Pacific Ethanol provides update of plant improvement activities

Pacific Ethanol provides update of plant improvement activities

Pacific Ethanol Inc. has released third quarter 2018 financial results, reporting reduce net sales and total gallons sold. During an investor call, the company provided an update of its plant improvement projects.

Neil Koehler, president and CEO of Pacific Ethanol, opened the investor call with a brief discussion of the expected U.S. EPA rulemaking to allow year-round sales of E15. “We are encouraged by President Trump’s direction to the Environmental Protection Agency to extend E15 availability year-round, nationwide, as this creates a significant growth opportunity for the ethanol industry,” he said in a statement. “The compelling cost, octane and carbon advantages of ethanol provide strong incentives for both increased demand from higher blends and exports. This will tighten existing supply and demand balances and improve production margins. In the current challenging market environment, we are supported by a solid balance sheet and a continued focus on product diversification, cost reductions and carbon advantages.”

According to Koehler, industry margins continued to be depressed during the third quarter, with industry inventories near record highs. He said these factors point to the need for some combination of lower production levels and new incremental demand from higher ethanol blends and exports.

“As a company, we have reduced our production levels and are running at around 90 percent of operating capacity, across the portfolio,” Koehler said, noting the company remains focused on making investments to improve its yields and carbon scores.

He said the company is at or near completion of several plant-level capital projects with near-term pay-backs.
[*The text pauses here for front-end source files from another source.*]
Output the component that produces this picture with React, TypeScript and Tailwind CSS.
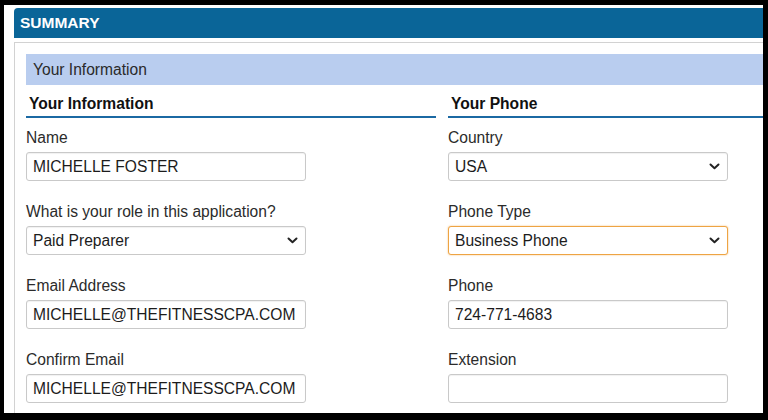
import React from 'react';

type Field = {
    label: string
    value: string
    select?: boolean
    focused?: boolean
}

const leftFields: Field[] = [
    { label: "Name", value: "MICHELLE FOSTER" },
    { label: "What is your role in this application?", value: "Paid Preparer", select: true },
    { label: "Email Address", value: "MICHELLE@THEFITNESSCPA.COM" },
    { label: "Confirm Email", value: "MICHELLE@THEFITNESSCPA.COM" },
];

const rightFields: Field[] = [
    { label: "Country", value: "USA", select: true },
    { label: "Phone Type", value: "Business Phone", select: true, focused: true },
    { label: "Phone", value: "724-771-4683" },
    { label: "Extension", value: "" },
];

const Chevron = () => (
    <svg width="11" height="7" viewBox="0 0 11 7" className="shrink-0">
        <path d="M1.5 1.5 L5.5 5.2 L9.5 1.5" fill="none" stroke="#222" strokeWidth="2" strokeLinecap="round" strokeLinejoin="round" />
    </svg>
);

const FormField = ({ label, value, select, focused }: Field) => (
    <div className="flex flex-col">
        <div className="h-[18px] leading-[18px] text-[#2b2b2b]">{label}</div>
        <div
            className={`mt-[5px] flex h-[29px] w-[280px] items-center justify-between rounded-[3px] border bg-white pl-[6px] pr-[7px] text-[#1c1c1c] ${
                focused
                    ? "border-[#eea443] shadow-[0_0_2px_rgba(238,164,67,0.7)]"
                    : "border-[#c9c9c9] shadow-[inset_0_1px_1px_rgba(0,0,0,0.06)]"
            }`}
        >
            <span className="whitespace-nowrap leading-[18px]">{value}</span>
            {select && <Chevron />}
        </div>
    </div>
);

const Column = ({ title, fields }: { title: string; fields: Field[] }) => (
    <div className="flex flex-col">
        <div className="border-b-2 border-[#1b69a3] pl-[3px] pt-[10px] pb-[3px] font-bold leading-[18px] text-[#111]">
            {title}
        </div>
        <div className="flex flex-col gap-[22px] pt-[11px]">
            {fields.map((f) => (
                <FormField key={f.label} {...f} />
            ))}
        </div>
    </div>
);

const App = () => {
    return (
        <div
            className="h-[420px] w-[768px] overflow-hidden bg-black pl-[4px] pt-[5px] text-[15.6px]"
            style={{ fontFamily: '"Liberation Sans", Arial, sans-serif' }}
        >
            <div className="flex h-[408px] w-[759px] flex-col overflow-hidden bg-white pl-[10px] pt-[3px]">
                <div className="flex h-[30px] items-center rounded-tl-[4px] bg-[#0a6598] pl-[6px] text-[15.5px] font-bold text-white">
                    SUMMARY
                </div>
                <div className="mt-[4px] flex-1 border-l border-t border-[#d2d2d2] pl-[11px] pt-[11px]">
                    <div className="flex h-[31px] items-center bg-[#b9cdef] pl-[7px] text-[#2a2a2a]">
                        Your Information
                    </div>
                    <div className="grid grid-cols-[410px_1fr] gap-x-[12px]">
                        <Column title="Your Information" fields={leftFields} />
                        <Column title="Your Phone" fields={rightFields} />
                    </div>
                </div>
            </div>
        </div>
    );
};

export default App;
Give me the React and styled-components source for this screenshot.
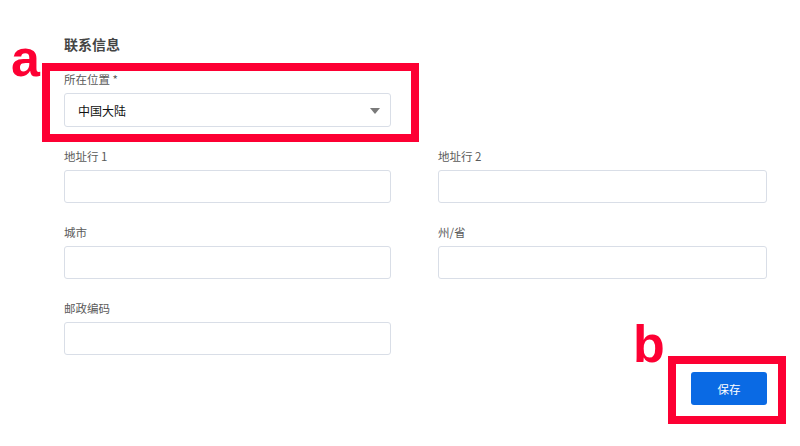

According to Koehler, the solar project at Pacific Ethanol’s Madera, California, plant is currently producing 3.5 MW of electricity. Following upgrades by PG&E at the local substation, he said the solar project is expected to reach its full 5 MW production level by the end of the year.

Koehler also said the company is making good progress on its 3.5 MW cogeneration project at its Stockton, California, facility. “Required modifications to the two generating units were completed in the third quarter, and the units are now installed,” he said. “We are currently going through startup operations and anticipate the system will be at target performance by the end of the year.”

Commercial operations at the Airgas CO2 facility under development adjacent to the Stockton facility, however, have been delayed slightly, and are now expected to begin operations during the first quarter of 2019, Koehler said.

The company is also continuing to make progress with its cellulosic ethanol production. During the third quarter, Koehler said the company received a new fuel pathway from the California Air Resources Board for cellulosic ethanol produced at its Stockton plant. “We continue to generate D3 RINs and are still awaiting final EPA approval for our cellulosic ethanol pathways for our Madera and Magic Valley plants,” Koehler continued.

Regarding export markets, Koehler said Pacific Ethanol currently expects ethanol exports to reach a new record high in 2018 of between 1.6 billion and 1.7 billion gallons. That would represent about a 20 percent increase from 2017 levels, he said. The company expects to see additional growth in ethanol exports next year.

Pacific Ethanol reported net sales of $370.4 million for the third quarter, down from $445.4 million during the same period of last year. Total gallons sold fell to 212.2 million, compared to 250. Million. Total production gallons sold fell slightly to 139.9 million, compared to 141.8 million during the third quarter of 2017. Gross profit was $3.58 million, down from $12.1 million during the same period of last year. Operating loss was $5.2 million, compared to an operating income of $3.3 million. Loss available to common stockholders was $7.8 million, or 18 cents per share, compared to $500,000, or 1 cent per share. Adjusted EBITDA was $6.3 million during the third quarter, down from $13.2 million during the same period of 2017.